>>>>>
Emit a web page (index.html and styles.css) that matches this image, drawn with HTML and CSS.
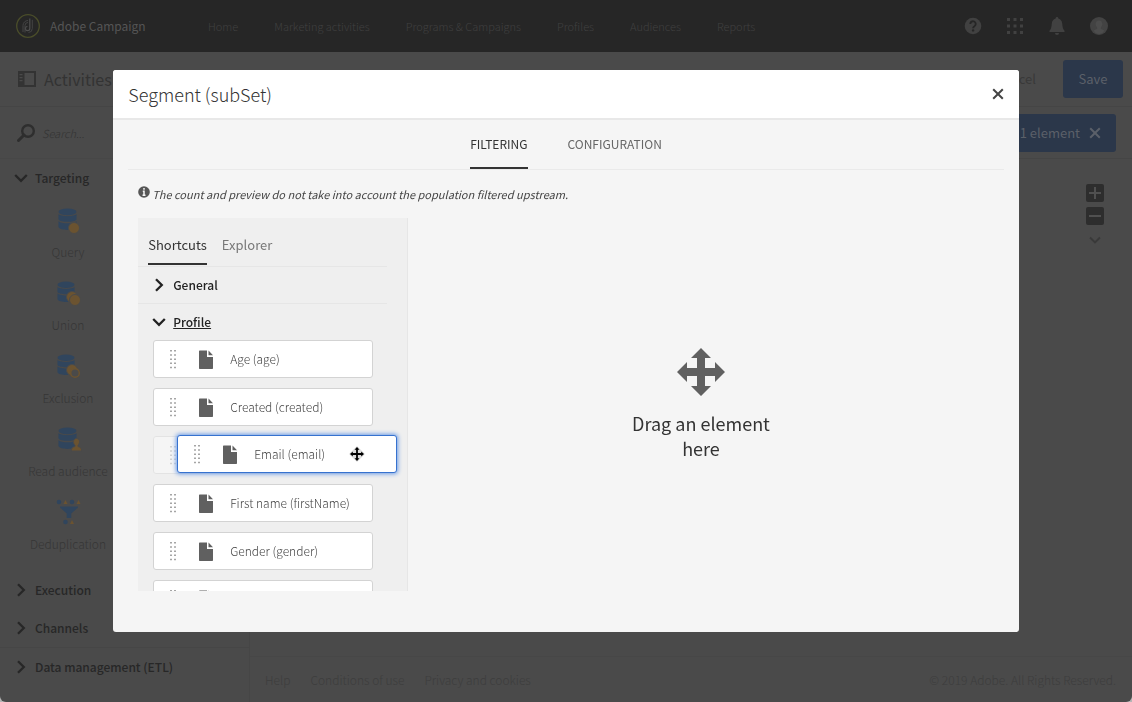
FILE: index.html
```html
<!DOCTYPE html>
<html lang="en">
<head>
<meta charset="UTF-8">
<meta name="viewport" content="width=device-width, initial-scale=1">
<title>Adobe Campaign - Segment</title>
<link rel="stylesheet" href="styles.css">
</head>
<body>

<!-- shared icons -->
<svg class="sprite" aria-hidden="true">
  <symbol id="i-right" viewBox="0 0 14 14"><path d="M4 1.200 9.800 7 4 12.800" fill="none" stroke="currentColor" stroke-width="2.300"/></symbol>
  <symbol id="i-down" viewBox="0 0 14 14"><path d="M1.200 4 7 9.800 12.800 4" fill="none" stroke="currentColor" stroke-width="2.300"/></symbol>
  <symbol id="i-close" viewBox="0 0 12 12"><path d="M1.200 1.200l9.600 9.600M10.800 1.200l-9.600 9.600" fill="none" stroke="currentColor" stroke-width="2"/></symbol>
  <symbol id="i-grip" viewBox="0 0 8 20">
    <path d="M2 1v18.500M6 1v18.500" fill="none" stroke="currentColor" stroke-width="1.500" stroke-dasharray="1.500 2.700"/>
  </symbol>
  <symbol id="i-file" viewBox="0 0 14 19"><path d="M0 1.200Q0 .5.700.5H8v6.500h6v11.300q0 .7-.7.700H.7q-.7 0-.7-.7z"/><path d="M9.500.5 14 5.300H9.500z"/></symbol>
  <symbol id="i-move" viewBox="0 0 48 48"><path d="M24 0l10 10h-6v10h10v-6l10 10-10 10v-6H28v10h6L24 48 14 38h6V28H10v6L0 24l10-10v6h10V10h-6z"/></symbol>
  <symbol id="i-data" viewBox="0 0 20 24">
    <ellipse cx="10" cy="4" rx="9.500" ry="3.600"/>
    <path d="M.5 6.300c2 3 17 3 19 0v5.700c-2 3.300-17 3.300-19 0z"/>
    <path d="M.5 13.500c2 3.200 17 3.200 19 0V20c-2 4-17 4-19 0z"/>
  </symbol>
</svg>

<div class="app">
  <header class="topbar">
    <a class="brand" href="#">
      <svg width="24" height="24" viewBox="0 0 24 24" fill="none">
        <circle cx="12" cy="12" r="11.300" stroke="#4a4d2a" stroke-width="1.300"/>
        <path d="M13.800 4.500v10a2.200 2.200 0 0 1-4.400 0 2 2 0 0 1 2-2" stroke="#505050" stroke-width="1.200"/>
        <path d="M12 6.500a5 5 0 0 0-5 5v6.500M12 8.500a3 3 0 0 0-3 3v7M12.500 18.500a4 4 0 0 0 3.800-4V5.800" stroke="#444" stroke-width="1"/>
      </svg>
      Adobe Campaign
    </a>
    <nav class="menu">
      <a href="#">Home</a>
      <a href="#">Marketing activities</a>
      <a href="#">Programs &amp; Campaigns</a>
      <a href="#">Profiles</a>
      <a href="#">Audiences</a>
      <a href="#">Reports</a>
    </nav>
    <div class="tools">
      <button aria-label="Help">
        <svg width="18" height="18" viewBox="0 0 18 18"><circle cx="9" cy="9" r="8.300" fill="currentColor"/><path d="M6.300 7a2.700 2.700 0 1 1 4.300 2.100C9.500 9.800 9.100 10 9.100 11.300" fill="none" stroke="#262626" stroke-width="1.900"/><circle cx="9.100" cy="13.400" r="1.200" fill="#262626"/></svg>
      </button>
      <button aria-label="Applications">
        <svg width="18" height="18" viewBox="0 0 18 18" fill="currentColor"><path d="M1 1h3v3H1zM7.500 1h3v3h-3zM14 1h3v3h-3zM1 7.500h3v3H1zM7.500 7.500h3v3h-3zM14 7.500h3v3h-3zM1 14h3v3H1zM7.500 14h3v3h-3zM14 14h3v3h-3z"/></svg>
      </button>
      <button aria-label="Notifications">
        <svg width="18" height="18" viewBox="0 0 18 18" fill="currentColor"><path d="M9 0c.8 0 1.300.6 1.300 1.400 2.600.7 3.700 2.600 3.900 5.100.3 4 .8 5.500 2.300 7.200V15h-15v-1.300c1.500-1.700 2-3.200 2.300-7.200.2-2.500 1.300-4.400 3.900-5.100C7.700.6 8.200 0 9 0z"/><path d="M7 16h4a2 2 0 0 1-4 0z"/></svg>
      </button>
      <button class="avatar" aria-label="User profile">
        <svg width="18" height="18" viewBox="0 0 18 18"><circle cx="9" cy="9" r="9" fill="#434343"/><path d="M9 3.500c2.200 0 3.300 1.600 3.300 3.500 0 1.500-.7 2.800-1.500 3.500v1.200l3.500 1.800C13 16.300 11 17 9 17s-4-.7-5.300-3.500l3.500-1.800v-1.200C6.400 9.800 5.700 8.500 5.700 7c0-1.900 1.100-3.500 3.300-3.500z" fill="#4c4c4c"/></svg>
      </button>
    </div>
  </header>

  <div class="titlebar">
    <h1>
      <svg width="18" height="16" viewBox="0 0 18 16"><path d="M0 0h18v16H0zM6.500 2v12H16V2zM1.500 3v1.300h3V3zM1.500 6v1.300h3V6zM1.500 9v1.300h3V9z" fill="currentColor" fill-rule="evenodd"/></svg>
      Activities
    </h1>
    <button class="cancel">Cancel</button>
    <button class="save">Save</button>
  </div>

  <div class="main">
    <aside class="sidebar">
      <div class="search">
        <svg width="18" height="18" viewBox="0 0 18 18" fill="none" stroke="currentColor"><circle cx="11" cy="7" r="5.800" stroke-width="2.400"/><path d="M7 11l-5.500 5.500" stroke-width="3" stroke-linecap="round"/></svg>
        <input type="text" placeholder="Search..." aria-label="Search activities">
      </div>
      <button class="group"><svg width="14" height="14"><use href="#i-down"/></svg>Targeting</button>
      <ul class="activities">
        <li>
          <svg width="28" height="28" viewBox="0 0 28 28"><use href="#i-data" x="4" y="1" width="19" height="23"/><circle class="dot" cx="20" cy="21" r="5.500"/></svg>
          Query
        </li>
        <li>
          <svg width="28" height="28" viewBox="0 0 28 28"><use href="#i-data" x="3" y="1" width="18" height="22"/><circle class="dot" cx="18" cy="17" r="5.500"/><circle class="dot" cx="21" cy="20" r="5.500"/></svg>
          Union
        </li>
        <li>
          <svg width="28" height="28" viewBox="0 0 28 28"><use href="#i-data" x="3" y="1" width="18" height="22"/><circle class="dot" cx="18" cy="17" r="5.500"/><circle class="ring" cx="21" cy="20" r="4.300"/></svg>
          Exclusion
        </li>
        <li>
          <svg width="28" height="28" viewBox="0 0 28 28"><use href="#i-data" x="4" y="1" width="19" height="23"/><path class="dot" d="M22.500 12.500c2 0 3 1.400 3 3.300 0 1.600-.8 2.700-1.500 3.600v1.100c2 .5 3.700 1.200 3.700 4.500H17.300c0-3.300 1.700-4 3.700-4.500v-1.100c-.7-.9-1.500-2-1.500-3.600 0-1.900 1-3.300 3-3.300z"/></svg>
          Read audience
        </li>
        <li>
          <svg width="28" height="28" viewBox="0 0 28 28"><circle cx="5" cy="3" r="2.300"/><circle cx="18" cy="3" r="2.300"/><path d="M6 7.500h18v1l-6.700 6v4.500h-4.600v-4.500L6 8.500z"/><circle cx="11.500" cy="23" r="2.300"/><path class="tri" d="M9.500 5l2-4 2 4zM22.500 5l2-4 2 4zM16 25l2-4 2 4z"/></svg>
          Deduplication
        </li>
      </ul>
      <button class="group"><svg width="14" height="14"><use href="#i-right"/></svg>Execution</button>
      <button class="group"><svg width="14" height="14"><use href="#i-right"/></svg>Channels</button>
      <button class="group line"><svg width="14" height="14"><use href="#i-right"/></svg>Data management (ETL)</button>
    </aside>

    <div class="workspace">
      <div class="selection">
        <div class="selected">
          1 element
          <button aria-label="Clear selection"><svg width="12" height="12"><use href="#i-close"/></svg></button>
        </div>
      </div>
      <div class="canvas">
        <div class="zoom">
          <button aria-label="Zoom in"><svg width="18" height="18" viewBox="0 0 18 18"><rect width="18" height="18" rx="2" fill="#2d2d2d"/><path d="M9 3v12M3 9h12" stroke="#505050" stroke-width="2"/></svg></button>
          <button aria-label="Zoom out"><svg width="18" height="18" viewBox="0 0 18 18"><rect width="18" height="18" rx="2" fill="#2d2d2d"/><path d="M3 9h12" stroke="#505050" stroke-width="2"/></svg></button>
          <button aria-label="More"><svg width="12" height="12"><use href="#i-down"/></svg></button>
        </div>
      </div>
      <footer class="footer">
        <a href="#">Help</a>
        <a href="#">Conditions of use</a>
        <a href="#">Privacy and cookies</a>
        <span>© 2019 Adobe. All Rights Reserved.</span>
      </footer>
    </div>
  </div>
</div>

<div class="overlay">
  <section class="modal" role="dialog" aria-labelledby="modal-title">
    <header class="modal-head">
      <h2 id="modal-title">Segment (subSet)</h2>
      <button aria-label="Close"><svg width="12" height="12"><use href="#i-close"/></svg></button>
    </header>
    <div class="modal-tabs" role="tablist">
      <button class="active" role="tab" aria-selected="true">FILTERING</button>
      <button role="tab" aria-selected="false">CONFIGURATION</button>
    </div>
    <p class="note">
      <svg width="12" height="12" viewBox="0 0 12 12"><circle cx="6" cy="6" r="5.800" fill="#555"/><path d="M6 2v1.700M4.800 5.200H6v4M4.500 9.200h3" stroke="#f5f5f5" stroke-width="1.500" fill="none"/></svg>
      <em>The count and preview do not take into account the population filtered upstream.</em>
    </p>
    <div class="editor">
      <div class="palette">
        <div class="palette-tabs" role="tablist">
          <button class="active" role="tab" aria-selected="true">Shortcuts</button>
          <button role="tab" aria-selected="false">Explorer</button>
        </div>
        <button class="section"><svg width="14" height="14"><use href="#i-right"/></svg>General</button>
        <button class="section open"><svg width="14" height="14"><use href="#i-down"/></svg><span>Profile</span></button>
        <ul class="fields">
          <li><div class="field"><svg class="grip" width="8" height="20"><use href="#i-grip"/></svg><svg class="file" width="14" height="19"><use href="#i-file"/></svg>Age (age)</div></li>
          <li><div class="field"><svg class="grip" width="8" height="20"><use href="#i-grip"/></svg><svg class="file" width="14" height="19"><use href="#i-file"/></svg>Created (created)</div></li>
          <li>
            <div class="field ghost"><svg class="grip" width="8" height="20"><use href="#i-grip"/></svg></div>
            <div class="field dragged">
              <svg class="grip" width="8" height="20"><use href="#i-grip"/></svg><svg class="file" width="14" height="19"><use href="#i-file"/></svg>Email (email)
              <svg class="cursor" width="16" height="16" viewBox="0 0 16 16"><path d="M8 0l8 8-8 8-8-8z" fill="#ddd"/><path d="M8 1l2.500 2.800H8.900v3.300h3.300V5.500L15 8l-2.800 2.500V8.900H8.900v3.300h1.600L8 15l-2.500-2.800h1.600V8.900H3.800v1.600L1 8l2.800-2.500v1.600h3.300V3.800H5.500z" fill="#000"/></svg>
            </div>
          </li>
          <li><div class="field"><svg class="grip" width="8" height="20"><use href="#i-grip"/></svg><svg class="file" width="14" height="19"><use href="#i-file"/></svg>First name (firstName)</div></li>
          <li><div class="field"><svg class="grip" width="8" height="20"><use href="#i-grip"/></svg><svg class="file" width="14" height="19"><use href="#i-file"/></svg>Gender (gender)</div></li>
          <li><div class="field"><svg class="grip" width="8" height="20"><use href="#i-grip"/></svg><svg class="file" width="14" height="19"><use href="#i-file"/></svg></div></li>
        </ul>
      </div>
      <div class="dropzone">
        <svg width="48" height="48"><use href="#i-move"/></svg>
        <p>Drag an element here</p>
      </div>
    </div>
  </section>
</div>

</body>
</html>
```
FILE: styles.css
```css
* {
  box-sizing: border-box;
}
html {
  background: #b5b5b5;
}
body {
  margin: 0;
  font-family: "Noto Sans CJK SC", "Open Sans", sans-serif;
  font-size: 12px;
  line-height: 20px;
  color: #333;
}
h1, h2, p, ul {
  margin: 0;
  padding: 0;
  font-weight: 300;
}
ul {
  list-style: none;
}
a {
  color: inherit;
  text-decoration: none;
}
button {
  padding: 0;
  border: none;
  background: none;
  font: inherit;
  color: inherit;
  cursor: pointer;
}
svg {
  display: block;
  flex: none;
}
.sprite {
  position: absolute;
  width: 0;
  height: 0;
}

/* page behind the dialog */
.app {
  display: flex;
  flex-direction: column;
  height: 100vh;
  background: #4a4a4a;
  color: #393939;
  border-radius: 0 0 6px 6px;
  overflow: hidden;
}
.topbar {
  display: flex;
  align-items: center;
  height: 52px;
  padding: 0 24px 0 16px;
  background: #262626;
}
.brand {
  display: flex;
  align-items: center;
  gap: 10px;
  width: 192px;
  color: #555;
}
.menu {
  display: flex;
  gap: 36px;
  font-size: 11px;
  font-weight: 300;
  color: #404040;
}
.tools {
  display: flex;
  align-items: center;
  gap: 24px;
  margin-left: auto;
  color: #414141;
}
.titlebar {
  display: flex;
  align-items: center;
  height: 55px;
  padding: 0 9px 0 18px;
  border-bottom: 1px solid #454545;
}
.titlebar h1 {
  display: flex;
  align-items: center;
  gap: 8px;
  margin-right: auto;
  font-size: 16px;
  font-weight: 400;
  color: #333;
}
.cancel {
  margin-right: 27px;
  font-size: 13px;
}
.save {
  width: 60px;
  height: 38px;
  border-radius: 3px;
  background: #2b374a;
  color: #5b6069;
  font-size: 13px;
}
.main {
  display: flex;
  flex: 1;
  min-height: 0;
}
.sidebar {
  width: 250px;
  border-right: 1px solid #464646;
}
.search {
  display: flex;
  align-items: center;
  gap: 7px;
  height: 52px;
  padding-left: 17px;
  border-bottom: 1px solid #474747;
  color: #2e2e2e;
}
.search input {
  width: 180px;
  padding: 0;
  border: none;
  outline: none;
  background: none;
  font: italic 300 11px/20px "Noto Sans CJK SC", sans-serif;
}
.search input::placeholder {
  color: #333;
}
.group {
  display: flex;
  align-items: center;
  gap: 7px;
  width: 100%;
  height: 38px;
  padding-left: 14px;
  font-weight: 500;
  color: #272727;
}
.group.line {
  border-top: 1px solid #464646;
}
.activities {
  width: 136px;
  padding: 5px 0 4px;
}
.activities li {
  display: flex;
  flex-direction: column;
  align-items: center;
  gap: 7px;
  height: 73px;
  padding-top: 5px;
  color: #363636;
  fill: #30455d;
}
.activities .dot {
  fill: #6b5330;
  stroke: #4a4a4a;
}
.activities .ring {
  fill: #4a4a4a;
  stroke: #6b5330;
  stroke-width: 1.5px;
}
.activities .tri {
  fill: #6b5330;
}
.workspace {
  display: flex;
  flex: 1;
  flex-direction: column;
}
.selection {
  height: 52px;
  padding: 7px 16px 7px 15px;
  border-bottom: 1px solid #454545;
}
.selected {
  display: flex;
  align-items: center;
  justify-content: flex-end;
  gap: 9px;
  height: 38px;
  padding-right: 15px;
  border-radius: 3px;
  background: #2b374a;
  color: #5b6069;
  font-size: 13px;
}
.canvas {
  display: flex;
  flex: 1;
  justify-content: flex-end;
  padding: 25px 28px;
}
.zoom {
  display: flex;
  flex-direction: column;
  align-items: center;
  gap: 5px;
}
.zoom button:last-child {
  margin-top: 4px;
}
.footer {
  display: flex;
  align-items: center;
  gap: 20px;
  height: 46px;
  padding: 0 16px 0 15px;
  border-top: 1px solid #474747;
  font-weight: 300;
  color: #3d3d3d;
}
.footer span {
  margin-left: auto;
}

/* dialog */
.overlay {
  position: fixed;
  inset: 0;
  display: flex;
  align-items: center;
  justify-content: center;
}
.modal {
  display: flex;
  flex-direction: column;
  width: 80%;
  height: 80%;
  border-radius: 3px;
  background: #f5f5f5;
  overflow: hidden;
}
.modal-head {
  display: flex;
  align-items: center;
  justify-content: space-between;
  height: 50px;
  padding: 0 15px;
  border-bottom: 2px solid #e8e8e8;
  background: #fff;
}
.modal-head h2 {
  font-size: 18px;
  line-height: 28px;
}
.modal-head button {
  color: #444;
}
.modal-tabs {
  display: flex;
  justify-content: center;
  gap: 40px;
  height: 50px;
  margin: 0 15px;
  border-bottom: 1px solid #eaeaea;
  color: #666;
}
.modal-tabs button {
  border-bottom: 2px solid transparent;
}
.modal-tabs .active {
  border-color: #333;
  color: #333;
}
.note {
  display: flex;
  gap: 2px;
  padding: 14px 25px;
  font-size: 11px;
  font-weight: 400;
  color: #444;
}
.note svg {
  margin-top: 2px;
}
.editor {
  display: flex;
  flex: 1;
  min-height: 0;
  padding: 0 25px 41px;
}
.palette {
  width: 270px;
  padding: 0 20px 0 0;
  border-right: 1px solid #e6e6e6;
  background: #efefef;
  overflow: hidden;
}
.palette-tabs {
  display: flex;
  gap: 15px;
  height: 47px;
  margin-bottom: 1px;
  padding: 8px 10px 0;
  font-size: 13px;
  color: #777;
}
.palette-tabs button {
  border-bottom: 2px solid transparent;
}
.palette-tabs .active {
  border-color: #333;
  color: #333;
}
.section {
  display: flex;
  align-items: center;
  gap: 7px;
  width: 100%;
  height: 37px;
  padding-left: 14px;
  border-top: 1px solid #e6e6e6;
  font-weight: 500;
  color: #222;
}
.open span {
  text-decoration: underline;
}
.fields {
  display: flex;
  flex-direction: column;
  gap: 10px;
  padding-left: 15px;
}
.fields li {
  position: relative;
  width: 220px;
}
.field {
  display: flex;
  align-items: center;
  height: 38px;
  padding-left: 15px;
  border: 1px solid #d3d3d3;
  border-radius: 3px;
  background: #fff;
  font-weight: 300;
  color: #444;
}
.grip {
  color: #888;
}
.file {
  margin: 0 17px 0 22px;
  fill: #606060;
}
.ghost {
  opacity: 0.4;
}
.dragged {
  position: absolute;
  top: -1px;
  left: 24px;
  width: 220px;
  border-color: #3672cf;
  box-shadow: 0 0 4px 1px #6b9be6;
}
.cursor {
  margin: 0 31px 0 auto;
}
.dropzone {
  display: flex;
  flex: 1;
  flex-direction: column;
  align-items: center;
  justify-content: center;
  gap: 15px;
  fill: #606060;
}
.dropzone p {
  max-width: 150px;
  font-size: 18px;
  line-height: 25px;
  font-weight: 400;
  text-align: center;
}
```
<<<<<
Each line in the data that holds the string "index" should be found and copied.

Emit a web page (index.html and styles.css) that matches this image, drawn with HTML and CSS.
FILE: index.html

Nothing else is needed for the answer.